There have been many fictional depictions of Martians in the past, including the famous invaders from H. G. Wells' novel The War of the Worlds, Robert Heinlien's "Stranger in a Strange Land", and also many people who have believed in the existence of real Martians. Many speculations (aided by false evidence such as "martian trenches"), hypothesized exotic aliens with ornate and advanced cultures. At this point in time, however, it is generally accepted that Mars has no macroscopic native life, and even the presence of bacteria-scale life is speculative at best.

If Mars is one day colonized by humans, the generations descended from the settlers will most likely also be called Martians.

See also Mars in fiction, extraterrestrial life.
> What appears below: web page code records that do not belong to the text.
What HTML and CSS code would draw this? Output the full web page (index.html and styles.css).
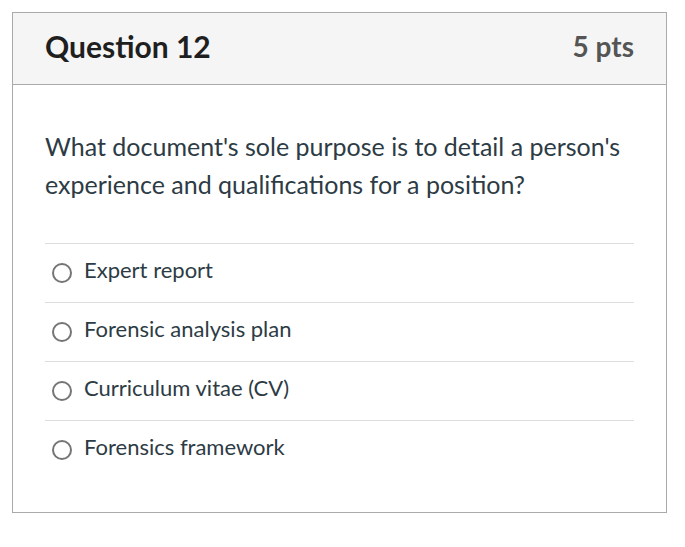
FILE: index.html
```html
<!DOCTYPE html>
<html>
<head>
<meta charset="utf-8">
<link rel="stylesheet" href="styles.css">
</head>
<body>
<div class="card">
  <div class="header">
    <h2 class="title">Question 12</h2>
    <span class="pts">5 pts</span>
  </div>
  <div class="body">
    <p class="question">What document's sole purpose is to detail a person's experience and qualifications for a position?</p>
    <div class="answers">
      <label class="answer"><span class="radio"></span><span>Expert report</span></label>
      <label class="answer"><span class="radio"></span><span>Forensic analysis plan</span></label>
      <label class="answer"><span class="radio"></span><span>Curriculum vitae (CV)</span></label>
      <label class="answer"><span class="radio"></span><span>Forensics framework</span></label>
    </div>
  </div>
</div>
</body>
</html>
```
FILE: styles.css
```css
* { box-sizing: border-box; }
body {
  margin: 0;
  padding: 12px;
  background: #fff;
  font-family: Lato, "Open Sans", sans-serif;
  color: #2d3b45;
}
.card {
  width: 655px;
  height: 501px;
  border: 1px solid #aaaaaa;
  background: #fff;
}
.header {
  height: 72px;
  background: #f5f5f5;
  border-bottom: 1px solid #aaaaaa;
  display: flex;
  align-items: center;
  justify-content: space-between;
  padding: 0 32px 6px;
}
.title {
  margin: 0;
  font-size: 30px;
  font-weight: 700;
  color: #1f1f1f;
}
.pts {
  font-size: 28px;
  font-weight: 700;
  color: #555;
}
.body {
  padding: 0 32px;
}
.question {
  margin: 42px 0 40px;
  font-size: 25px;
  line-height: 38px;
  color: #2d3b45;
}
.answer {
  display: flex;
  align-items: center;
  height: 59px;
  padding-bottom: 8px;
  border-top: 1px solid #dddddd;
  font-size: 22px;
  color: #2d3b45;
}
.answer:last-child { height: 60px; }
.radio {
  width: 20px;
  height: 20px;
  border: 2px solid #757575;
  border-radius: 50%;
  margin: 7px 12px 0 7px;
  flex: none;
}
```
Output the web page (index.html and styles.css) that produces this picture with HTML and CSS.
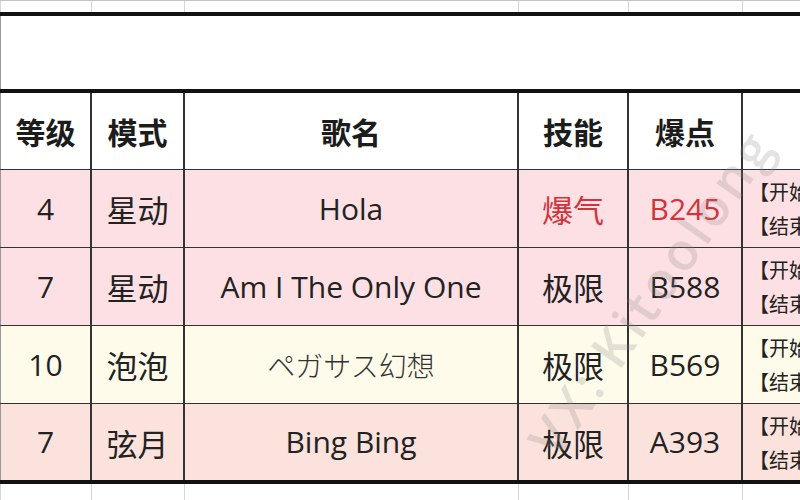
FILE: index.html
```html
<!DOCTYPE html>
<html lang="zh">
<head>
<meta charset="utf-8">
<link rel="stylesheet" href="styles.css">
</head>
<body>
<div class="sheet">
  <div class="row gridline">
    <div class="cell"></div><div class="cell"></div><div class="cell"></div><div class="cell"></div><div class="cell"></div><div class="cell"></div>
  </div>
  <div class="thick"></div>
  <div class="title"></div>
  <div class="thick"></div>
  <div class="row head">
    <div class="cell">等级</div>
    <div class="cell">模式</div>
    <div class="cell">歌名</div>
    <div class="cell">技能</div>
    <div class="cell">爆点</div>
    <div class="cell"></div>
  </div>
  <div class="row data pink">
    <div class="cell">4</div>
    <div class="cell cn">星动</div>
    <div class="cell">Hola</div>
    <div class="cell cn red">爆气</div>
    <div class="cell red">B245</div>
    <div class="cell note"><span>【开始】</span><span>【结束】</span></div>
  </div>
  <div class="row data pink">
    <div class="cell">7</div>
    <div class="cell cn">星动</div>
    <div class="cell">Am I The Only One</div>
    <div class="cell cn">极限</div>
    <div class="cell">B588</div>
    <div class="cell note"><span>【开始】</span><span>【结束】</span></div>
  </div>
  <div class="row data cream">
    <div class="cell">10</div>
    <div class="cell cn">泡泡</div>
    <div class="cell jp">ペガサス幻想</div>
    <div class="cell cn">极限</div>
    <div class="cell">B569</div>
    <div class="cell note"><span>【开始】</span><span>【结束】</span></div>
  </div>
  <div class="row data peach last">
    <div class="cell">7</div>
    <div class="cell cn">弦月</div>
    <div class="cell">Bing Bing</div>
    <div class="cell cn">极限</div>
    <div class="cell">A393</div>
    <div class="cell note"><span>【开始】</span><span>【结束】</span></div>
  </div>
  <div class="thick"></div>
  <div class="row gridline bottom">
    <div class="cell"></div><div class="cell"></div><div class="cell"></div><div class="cell"></div><div class="cell"></div><div class="cell"></div>
  </div>
</div>
<div class="watermark">VX: Kitoolong</div>
</body>
</html>
```
FILE: styles.css
```css
html, body {
  margin: 0;
  padding: 0;
  width: 800px;
  height: 500px;
  overflow: hidden;
  background: #ffffff;
}

body {
  position: relative;
  font-family: "Open Sans", "Noto Sans CJK SC", sans-serif;
  color: #222222;
}

.sheet {
  width: 950px;
  display: flex;
  flex-direction: column;
}

.row {
  display: grid;
  grid-template-columns: 92px 93px 334px 110px 114px 207px;
}

.cell {
  box-sizing: border-box;
  border-right: 2px solid #333333;
  display: flex;
  align-items: center;
  justify-content: center;
  font-size: 30px;
  line-height: 1;
  white-space: nowrap;
}

.row .cell:first-child {
  border-left: 1px solid #9a9a9a;
}

.gridline {
  height: 12px;
  box-sizing: border-box;
  border-top: 1px solid #c4c4c4;
}

.gridline .cell {
  border-right: 1px solid #d6d6d6;
}

.gridline .cell:first-child {
  border-left: 1px solid #d6d6d6;
}

.gridline.bottom {
  height: 20px;
  border-top: none;
}

.thick {
  height: 4px;
  background: #121212;
}

.title {
  height: 73px;
  box-sizing: border-box;
  border-left: 1px solid #9a9a9a;
  background: #ffffff;
}

.head {
  height: 77px;
  box-sizing: border-box;
  border-bottom: 1px solid #333333;
  background: #ffffff;
}

.head .cell {
  font-family: "Noto Sans CJK SC", sans-serif;
  font-weight: 700;
  font-size: 30px;
  color: #1c1c1c;
}

.data {
  height: 78px;
  box-sizing: border-box;
  border-bottom: 1px solid #333333;
}

.data.last {
  height: 76px;
  border-bottom: none;
}

.data .cell {
  font-family: "Open Sans", "Noto Sans CJK SC", sans-serif;
}

.data .cell.cn {
  font-family: "Noto Sans CJK SC", sans-serif;
  font-size: 31px;
}

.data .cell.jp {
  font-family: "Noto Sans CJK JP", sans-serif;
  font-size: 28px;
  font-weight: 300;
  color: #333333;
}

.pink { background: #fde0e3; }
.cream { background: #fefbeb; }
.peach { background: #fbe2dc; }

.data .cell.red { color: #d3313c; }

.data .cell.note {
  flex-direction: column;
  align-items: flex-start;
  justify-content: center;
  gap: 13px;
  padding-left: 6px;
}

.note span {
  font-family: "Noto Sans CJK SC", sans-serif;
  font-size: 20px;
  line-height: 21px;
  color: #222222;
}

.watermark {
  position: absolute;
  left: 400px;
  top: 256px;
  width: 500px;
  text-align: center;
  font-family: "Open Sans", sans-serif;
  font-weight: 600;
  font-size: 52px;
  letter-spacing: 4px;
  color: rgba(140, 140, 140, 0.24);
  transform: rotate(-55deg);
  transform-origin: center center;
  white-space: nowrap;
  pointer-events: none;
}
```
In a computer network, packets with source addresses not routable by some computer on a network segment are referred to as martians or "packets from Mars", on the grounds that they are of no evident "terrestrial" (i.e. normal) source. Martian packets can arise from network equipment malfunction, misconfiguration of a host, or simple coexistence of two logical networks on a single physical layer. For instance, if the IP networks 192.168.34.0/24 and 10.2.3.0/24 operate on the same Ethernet segment, packets from 10.2.3.4 are Martians to the computer at 192.168.34.9, and vice versa.
The Martians were a group of physicists and mathematicians who emigrated from Hungary to the United States in the early half of the 20th century. They included Leo Szilard, Paul Erdos, Eugene Wigner and Edward Teller. They received the name from John von Neumann who half-jokingly suggested that Hungary was a front for aliens from Mars.